Though House Speaker Kevin McCarthy is looking at using budget rules to take on debt and energy through a party-line vote should the GOP take back the Senate and White House, it’s easy to imagine that taxes would consume the new Congress and president. House Republicans are already working on their own tax plan, with new perks for businesses and families that they say expand on the party’s 2017 law. Senior tax writer Rep. Drew Ferguson (R-Ga.) said there’s “absolutely” a desire to take another big swing after the election.

“We need to renew the expiring tax cuts,” Sen. Pete Ricketts (R-Neb.) said. “Just letting them expire is a tax increase.”


Meanwhile, Democrats want to follow through on their long-held pledges to tax the wealthy — not to mention their five-plus years of campaigning against the GOP tax bill. Expect to see that dynamic for at least one more election cycle in 2024.

The GOP tax cuts “did nothing for the country,” said Sen. Sherrod Brown (D-Ohio), who is also up for reelection next year. “I’ll make that an issue any day.”

Democrats have been unable to revive their expired child tax credit expansion, due to Sen. Joe Manchin’s (D-W.Va.) opposition to its high price tag, but extending many or all of the Trump tax cuts would also be pricey. Sen. Chris Murphy (D-Conn.) predicted future Democratic debates about whether to spend revenues from new taxes on high earners on the child tax credit, infrastructure or industrial policy.

Democrats — and even some Republicans — from high-tax areas also want to kill a Trump-era cap on deductions for those tax payments.

Progressives are particularly eager to see Biden make good on plans for a slew of upper-income tax hikes, like the billionaire’s tax that party moderates nixed last year.


“We want to get rid of the Trump tax cuts. We would want to implement all the taxes the president has laid out,” said Rep. Pramila Jayapal (D-Wash.), who chairs the Congressional Progressive Caucus.

Republicans will also be tempted to roll back changes Democrats have made since Trump left office, such as higher IRS funding and added taxes on the biggest corporations.

“What we’d have to do is make a judgment call at the time: What would be the best outcome we could expect?” Sen. Kevin Cramer (R-N.D.) said of the expanded benefits. “What we don’t want to do is have them all revert back.”
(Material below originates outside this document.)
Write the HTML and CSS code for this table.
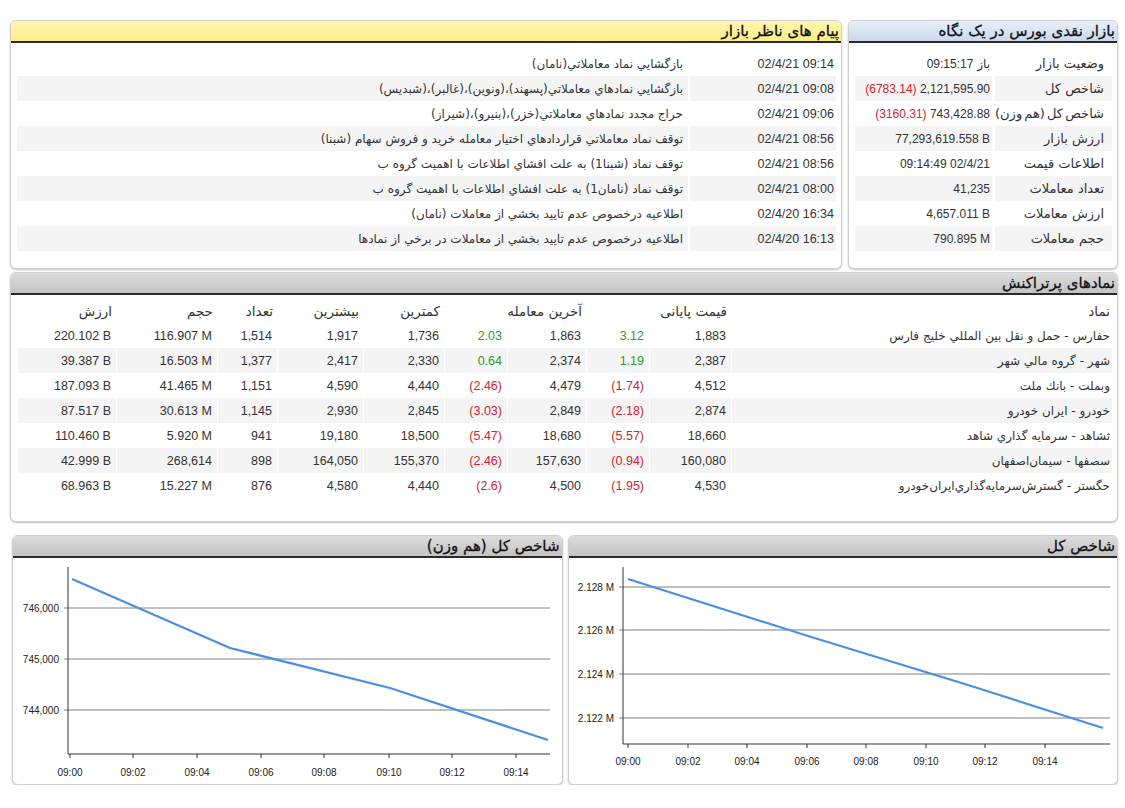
FILE: index.html
```html
<!DOCTYPE html>
<html lang="fa">
<head>
<meta charset="utf-8">
<title>بازار</title>
<link rel="stylesheet" href="styles.css">
</head>
<body>
<div class="page">
  <div class="top-row">
    <section class="panel summary">
      <div class="panel-head blue"><span class="title">بازار نقدی بورس در یک نگاه</span></div>
      <div class="panel-body summary-body">
        <table class="grid sum">
          <colgroup><col class="c-lbl"><col class="c-val"></colgroup>
          <tr><td class="lbl">وضعیت بازار</td><td class="val"><span class="fa">باز</span> <span class="num">09:15:17</span></td></tr>
          <tr class="alt"><td class="lbl">شاخص کل</td><td class="val"><span class="num"><span class="neg">(6783.14)</span> 2,121,595.90</span></td></tr>
          <tr><td class="lbl tight">شاخص کل (هم وزن)</td><td class="val"><span class="num"><span class="neg">(3160.31)</span> 743,428.88</span></td></tr>
          <tr class="alt"><td class="lbl">ارزش بازار</td><td class="val"><span class="num">77,293,619.558 B</span></td></tr>
          <tr><td class="lbl">اطلاعات قیمت</td><td class="val"><span class="num">09:14:49 02/4/21</span></td></tr>
          <tr class="alt"><td class="lbl">تعداد معاملات</td><td class="val"><span class="num">41,235</span></td></tr>
          <tr><td class="lbl">ارزش معاملات</td><td class="val"><span class="num">4,657.011 B</span></td></tr>
          <tr class="alt"><td class="lbl">حجم معاملات</td><td class="val"><span class="num">790.895 M</span></td></tr>
        </table>
      </div>
    </section>
    <section class="panel messages">
      <div class="panel-head yellow"><span class="title">پیام های ناظر بازار</span></div>
      <div class="panel-body msg-body">
        <table class="grid msg">
          <tr><td class="date">02/4/21 09:14</td><td class="text">بازگشايي نماد معاملاتي(نامان)</td></tr>
          <tr class="alt"><td class="date">02/4/21 09:08</td><td class="text">بازگشايي نمادهاي معاملاتي(پسهند)،(ونوين)،(غالبر)،(شبديس)</td></tr>
          <tr><td class="date">02/4/21 09:06</td><td class="text">حراج مجدد نمادهاي معاملاتي(خزر)،(بنيرو)،(شيراز)</td></tr>
          <tr class="alt"><td class="date">02/4/21 08:56</td><td class="text">توقف نماد معاملاتي قراردادهاي اختيار معامله خريد و فروش سهام (شبنا)</td></tr>
          <tr><td class="date">02/4/21 08:56</td><td class="text">توقف نماد (شبنا1) به علت افشاي اطلاعات با اهميت گروه ب</td></tr>
          <tr class="alt"><td class="date">02/4/21 08:00</td><td class="text">توقف نماد (نامان1) به علت افشاي اطلاعات با اهميت گروه ب</td></tr>
          <tr><td class="date">02/4/20 16:34</td><td class="text">اطلاعيه درخصوص عدم تاييد بخشي از معاملات (نامان)</td></tr>
          <tr class="alt"><td class="date">02/4/20 16:13</td><td class="text">اطلاعيه درخصوص عدم تاييد بخشي از معاملات در برخي از نمادها</td></tr>
        </table>
      </div>
    </section>
  </div>

  <section class="panel active">
    <div class="panel-head gray"><span class="title">نمادهای پرتراکنش</span></div>
    <div class="panel-body active-body">
      <table class="grid symbols">
        <colgroup>
          <col class="c-name"><col class="c-price"><col class="c-pct"><col class="c-price2"><col class="c-pct"><col class="c-min"><col class="c-max"><col class="c-cnt"><col class="c-vol"><col class="c-val">
        </colgroup>
        <tr class="hdr">
          <td class="name">نماد</td>
          <td colspan="2">قیمت پایانی</td>
          <td colspan="2">آخرین معامله</td>
          <td>کمترین</td>
          <td>بیشترین</td>
          <td>تعداد</td>
          <td>حجم</td>
          <td>ارزش</td>
        </tr>
        <tr><td class="name">حفارس - حمل و نقل بين المللي خليج فارس</td><td class="n">1,883</td><td class="n pos">3.12</td><td class="n">1,863</td><td class="n pos">2.03</td><td class="n">1,736</td><td class="n">1,917</td><td class="n">1,514</td><td class="n">116.907 M</td><td class="n">220.102 B</td></tr>
        <tr class="alt"><td class="name">شهر - گروه مالي شهر</td><td class="n">2,387</td><td class="n pos">1.19</td><td class="n">2,374</td><td class="n pos">0.64</td><td class="n">2,330</td><td class="n">2,417</td><td class="n">1,377</td><td class="n">16.503 M</td><td class="n">39.387 B</td></tr>
        <tr><td class="name">وبملت - بانك ملت</td><td class="n">4,512</td><td class="n neg">(1.74)</td><td class="n">4,479</td><td class="n neg">(2.46)</td><td class="n">4,440</td><td class="n">4,590</td><td class="n">1,151</td><td class="n">41.465 M</td><td class="n">187.093 B</td></tr>
        <tr class="alt"><td class="name">خودرو - ايران خودرو</td><td class="n">2,874</td><td class="n neg">(2.18)</td><td class="n">2,849</td><td class="n neg">(3.03)</td><td class="n">2,845</td><td class="n">2,930</td><td class="n">1,145</td><td class="n">30.613 M</td><td class="n">87.517 B</td></tr>
        <tr><td class="name">ثشاهد - سرمايه گذاري شاهد</td><td class="n">18,660</td><td class="n neg">(5.57)</td><td class="n">18,680</td><td class="n neg">(5.47)</td><td class="n">18,500</td><td class="n">19,180</td><td class="n">941</td><td class="n">5.920 M</td><td class="n">110.460 B</td></tr>
        <tr class="alt"><td class="name">سصفها - سيمان‌اصفهان</td><td class="n">160,080</td><td class="n neg">(0.94)</td><td class="n">157,630</td><td class="n neg">(2.46)</td><td class="n">155,370</td><td class="n">164,050</td><td class="n">898</td><td class="n">268,614</td><td class="n">42.999 B</td></tr>
        <tr><td class="name">حگستر - گسترش‌سرمايه‌گذاري‌ايران‌خودرو</td><td class="n">4,530</td><td class="n neg">(1.95)</td><td class="n">4,500</td><td class="n neg">(2.6)</td><td class="n">4,440</td><td class="n">4,580</td><td class="n">876</td><td class="n">15.227 M</td><td class="n">68.963 B</td></tr>
      </table>
    </div>
  </section>

  <div class="chart-row">
    <section class="panel chart">
      <div class="panel-head gray"><span class="title">شاخص کل</span></div>
      <div class="chart-body">
        <svg class="plot" viewBox="0 0 549 225" width="549" height="225">
          <g class="gridlines">
            <line x1="51" y1="29" x2="542" y2="29"/>
            <line x1="51" y1="72" x2="542" y2="72"/>
            <line x1="51" y1="116" x2="542" y2="116"/>
            <line x1="51" y1="160" x2="542" y2="160"/>
          </g>
          <g class="axis">
            <line x1="55" y1="9" x2="55" y2="186"/>
            <line x1="55" y1="186" x2="542" y2="186"/>
            <line x1="60" y1="186" x2="60" y2="190"/>
            <line x1="120" y1="186" x2="120" y2="190"/>
            <line x1="179" y1="186" x2="179" y2="190"/>
            <line x1="239" y1="186" x2="239" y2="190"/>
            <line x1="298" y1="186" x2="298" y2="190"/>
            <line x1="358" y1="186" x2="358" y2="190"/>
            <line x1="417" y1="186" x2="417" y2="190"/>
            <line x1="477" y1="186" x2="477" y2="190"/>
          </g>
          <g class="ylab">
            <text x="46" y="33">2.128 M</text>
            <text x="46" y="76">2.126 M</text>
            <text x="46" y="120">2.124 M</text>
            <text x="46" y="164">2.122 M</text>
          </g>
          <g class="xlab">
            <text x="60" y="207">09:00</text>
            <text x="120" y="207">09:02</text>
            <text x="179" y="207">09:04</text>
            <text x="239" y="207">09:06</text>
            <text x="298" y="207">09:08</text>
            <text x="358" y="207">09:10</text>
            <text x="417" y="207">09:12</text>
            <text x="477" y="207">09:14</text>
          </g>
          <polyline class="series" points="60,21 240,78 400,127 535,170"/>
        </svg>
      </div>
    </section>
    <section class="panel chart">
      <div class="panel-head gray"><span class="title">شاخص کل (هم وزن)</span></div>
      <div class="chart-body">
        <svg class="plot" viewBox="0 0 549 225" width="549" height="225">
          <g class="gridlines">
            <line x1="51" y1="50" x2="537" y2="50"/>
            <line x1="51" y1="101" x2="537" y2="101"/>
            <line x1="51" y1="152" x2="537" y2="152"/>
          </g>
          <g class="axis">
            <line x1="55" y1="9" x2="55" y2="196"/>
            <line x1="55" y1="196" x2="537" y2="196"/>
            <line x1="57" y1="196" x2="57" y2="200"/>
            <line x1="120" y1="196" x2="120" y2="200"/>
            <line x1="184" y1="196" x2="184" y2="200"/>
            <line x1="248" y1="196" x2="248" y2="200"/>
            <line x1="311" y1="196" x2="311" y2="200"/>
            <line x1="376" y1="196" x2="376" y2="200"/>
            <line x1="439" y1="196" x2="439" y2="200"/>
            <line x1="503" y1="196" x2="503" y2="200"/>
          </g>
          <g class="ylab">
            <text x="46" y="54">746,000</text>
            <text x="46" y="105">745,000</text>
            <text x="46" y="156">744,000</text>
          </g>
          <g class="xlab">
            <text x="57" y="218">09:00</text>
            <text x="120" y="218">09:02</text>
            <text x="184" y="218">09:04</text>
            <text x="248" y="218">09:06</text>
            <text x="311" y="218">09:08</text>
            <text x="376" y="218">09:10</text>
            <text x="439" y="218">09:12</text>
            <text x="503" y="218">09:14</text>
          </g>
          <polyline class="series" points="59,21 217,90 377,130 535,182"/>
        </svg>
      </div>
    </section>
  </div>
</div>
</body>
</html>
```

FILE: styles.css
```css
html, body {
  margin: 0;
  padding: 0;
  background: #ffffff;
}

body {
  font-family: Tahoma, "DejaVu Sans", sans-serif;
  font-size: 12px;
  color: #333333;
}

.page {
  direction: rtl;
  width: 1108px;
  padding: 20px 7px 0 10px;
}

.top-row {
  display: flex;
  gap: 6px;
  height: 249px;
}

.panel {
  background: #ffffff;
  border: 1px solid #cfcfcf;
  border-radius: 6px;
  box-shadow: 0 1px 2px rgba(0, 0, 0, 0.25);
  overflow: hidden;
  box-sizing: border-box;
}

.summary {
  width: 270px;
  flex: none;
}

.messages {
  flex: 1;
}

.panel-head {
  height: 20px;
  border-bottom: 2px solid #2a2a2a;
  padding-right: 2px;
  line-height: 21px;
  text-align: right;
}

.panel-head .title {
  font-family: Tahoma, "DejaVu Sans", sans-serif;
  font-size: 15px;
  font-weight: normal;
  color: #111111;
  -webkit-text-stroke: 0.3px #111111;
}

.yellow {
  background: linear-gradient(#fef6b0, #fbed8a);
}

.blue {
  background: linear-gradient(#e8eff9, #c9d8ee);
}

.gray {
  background: linear-gradient(#dcdcdc, #c3c3c3);
}

.grid {
  border-collapse: separate;
  border-spacing: 0;
  width: 100%;
}

.grid td {
  height: 25px;
  padding: 0 4px 0 4px;
  white-space: nowrap;
  text-align: right;
}

.grid tr.alt td {
  background: #f4f4f4;
}

.num, .n, .date {
  font-family: "Liberation Sans", Arial, sans-serif;
  font-size: 12.5px;
  direction: ltr;
  unicode-bidi: isolate;
}

.neg {
  color: #d2232f;
}

.pos {
  color: #2f9a2f;
}

/* summary */
.summary-body {
  padding: 8px 5px 0 6px;
}

.sum {
  table-layout: fixed;
}

.sum .c-lbl {
  width: 117px;
}

.sum .lbl {
  padding-right: 8px;
  font-size: 13px;
  overflow: visible;
}

.sum .lbl.tight {
  word-spacing: -2px;
}

.sum .val {
  padding-right: 2px;
  border-right: 3px solid #ffffff;
}

.sum .num {
  font-size: 12px;
}

/* messages */
.msg-body {
  padding: 8px 5px 0 6px;
}

.msg .date {
  width: 140px;
  padding-right: 2px;
}

.msg .text {
  padding-right: 5px;
  border-right: 2px solid #ffffff;
}

/* active symbols */
.active {
  margin-top: 3px;
  height: 250px;
}

.active-body {
  padding: 3px 5px 0 6px;
}

.symbols {
  table-layout: fixed;
}

.symbols .c-name { width: 381px; }
.symbols .c-price { width: 82px; }
.symbols .c-pct { width: 63px; }
.symbols .c-price2 { width: 79px; }
.symbols .c-min { width: 81px; }
.symbols .c-max { width: 86px; }
.symbols .c-cnt { width: 60px; }
.symbols .c-vol { width: 101px; }
.symbols .c-val { width: 99px; }

.symbols td {
  padding-right: 4px;
  border-left: 1px solid #ffffff;
}

.symbols .name {
  padding-right: 2px;
}

.symbols .hdr td {
  font-size: 13.5px;
}

/* charts */
.chart-row {
  display: flex;
  gap: 5px;
  margin-top: 13px;
  padding-left: 2px;
  height: 250px;
}

.chart {
  flex: 1;
}

.chart-body {
  height: 227px;
}

.plot {
  display: block;
  direction: ltr;
}

.gridlines line {
  stroke: #808080;
  stroke-width: 1;
}

.axis line {
  stroke: #333333;
  stroke-width: 1;
}

.ylab text {
  font-family: "Liberation Sans", Arial, sans-serif;
  font-size: 10px;
  fill: #222222;
  text-anchor: end;
}

.xlab text {
  font-family: "Liberation Sans", Arial, sans-serif;
  font-size: 10px;
  fill: #222222;
  text-anchor: middle;
}

.series {
  fill: none;
  stroke: #4a8fe0;
  stroke-width: 2.2;
  stroke-linejoin: round;
}
```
Any intraparty fight would get messy: Manchin and Sinema’s divergent views on tax policy forced Democrats to reorient their party-line vision around taxing stock buybacks and huge corporations. And the GOP had its own internal brouhaha over the 2017 tax law.

If the 2024 election ends with a split decision between the parties, things could get even rockier.

Think of the doomsday scenario that resulted under divided government in 2012, when lawmakers spent New Year’s Eve in the Capitol haggling over a host of fiscal deadlines. Biden, then the vice president, cut a deal with Senate Minority Leader Mitch McConnell that raised taxes on high earners but kept some George W. Bush-era tax cuts.

“That was the wrong thing to do,” recalled Sen. Michael Bennet (D-Colo.), who opposed the agreement.

Yet that very scenario is exactly where Congress could find itself again in 2025.